Work to be completed
Give all the lines below again, exactly, with no pictures.

══ Supplied material

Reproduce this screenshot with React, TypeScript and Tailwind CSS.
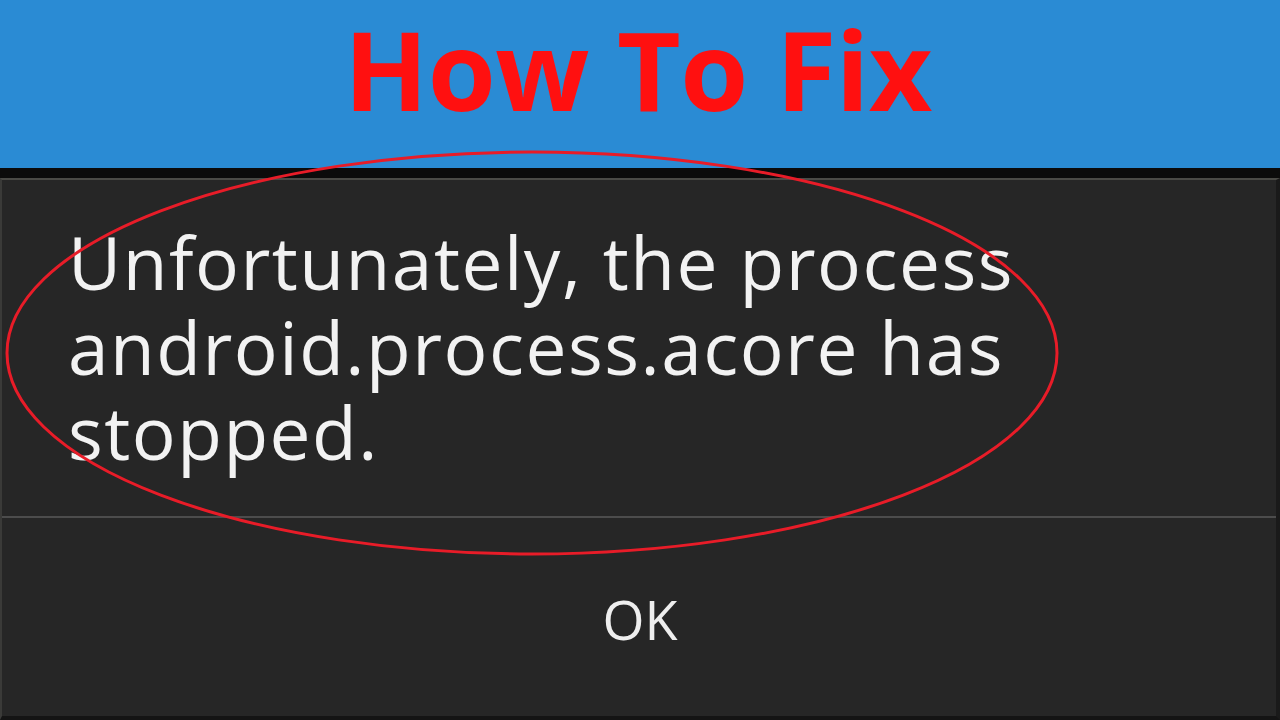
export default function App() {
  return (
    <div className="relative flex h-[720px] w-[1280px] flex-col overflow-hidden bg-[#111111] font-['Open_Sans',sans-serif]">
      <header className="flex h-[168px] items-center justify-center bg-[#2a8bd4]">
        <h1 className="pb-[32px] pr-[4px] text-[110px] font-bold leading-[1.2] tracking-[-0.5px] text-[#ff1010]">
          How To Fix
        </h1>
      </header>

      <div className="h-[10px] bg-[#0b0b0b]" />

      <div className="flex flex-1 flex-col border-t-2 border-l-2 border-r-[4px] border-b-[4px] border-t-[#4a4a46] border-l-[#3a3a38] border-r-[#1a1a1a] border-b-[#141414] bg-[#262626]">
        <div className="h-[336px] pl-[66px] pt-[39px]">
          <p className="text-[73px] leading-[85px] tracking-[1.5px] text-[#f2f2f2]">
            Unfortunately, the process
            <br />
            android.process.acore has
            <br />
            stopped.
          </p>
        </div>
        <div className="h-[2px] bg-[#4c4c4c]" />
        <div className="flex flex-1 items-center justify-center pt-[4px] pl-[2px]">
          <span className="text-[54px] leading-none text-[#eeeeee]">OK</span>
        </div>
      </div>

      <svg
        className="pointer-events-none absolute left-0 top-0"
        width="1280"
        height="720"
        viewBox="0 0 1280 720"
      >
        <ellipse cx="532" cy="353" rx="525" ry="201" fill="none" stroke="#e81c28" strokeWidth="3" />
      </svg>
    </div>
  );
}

════

The result
Reproduce this screenshot with React, TypeScript and Tailwind CSS.
export default function App() {
  return (
    <div className="relative flex h-[720px] w-[1280px] flex-col overflow-hidden bg-[#111111] font-['Open_Sans',sans-serif]">
      <header className="flex h-[168px] items-center justify-center bg-[#2a8bd4]">
        <h1 className="pb-[32px] pr-[4px] text-[110px] font-bold leading-[1.2] tracking-[-0.5px] text-[#ff1010]">
          How To Fix
        </h1>
      </header>

      <div className="h-[10px] bg-[#0b0b0b]" />

      <div className="flex flex-1 flex-col border-t-2 border-l-2 border-r-[4px] border-b-[4px] border-t-[#4a4a46] border-l-[#3a3a38] border-r-[#1a1a1a] border-b-[#141414] bg-[#262626]">
        <div className="h-[336px] pl-[66px] pt-[39px]">
          <p className="text-[73px] leading-[85px] tracking-[1.5px] text-[#f2f2f2]">
            Unfortunately, the process
            <br />
            android.process.acore has
            <br />
            stopped.
          </p>
        </div>
        <div className="h-[2px] bg-[#4c4c4c]" />
        <div className="flex flex-1 items-center justify-center pt-[4px] pl-[2px]">
          <span className="text-[54px] leading-none text-[#eeeeee]">OK</span>
        </div>
      </div>

      <svg
        className="pointer-events-none absolute left-0 top-0"
        width="1280"
        height="720"
        viewBox="0 0 1280 720"
      >
        <ellipse cx="532" cy="353" rx="525" ry="201" fill="none" stroke="#e81c28" strokeWidth="3" />
      </svg>
    </div>
  );
}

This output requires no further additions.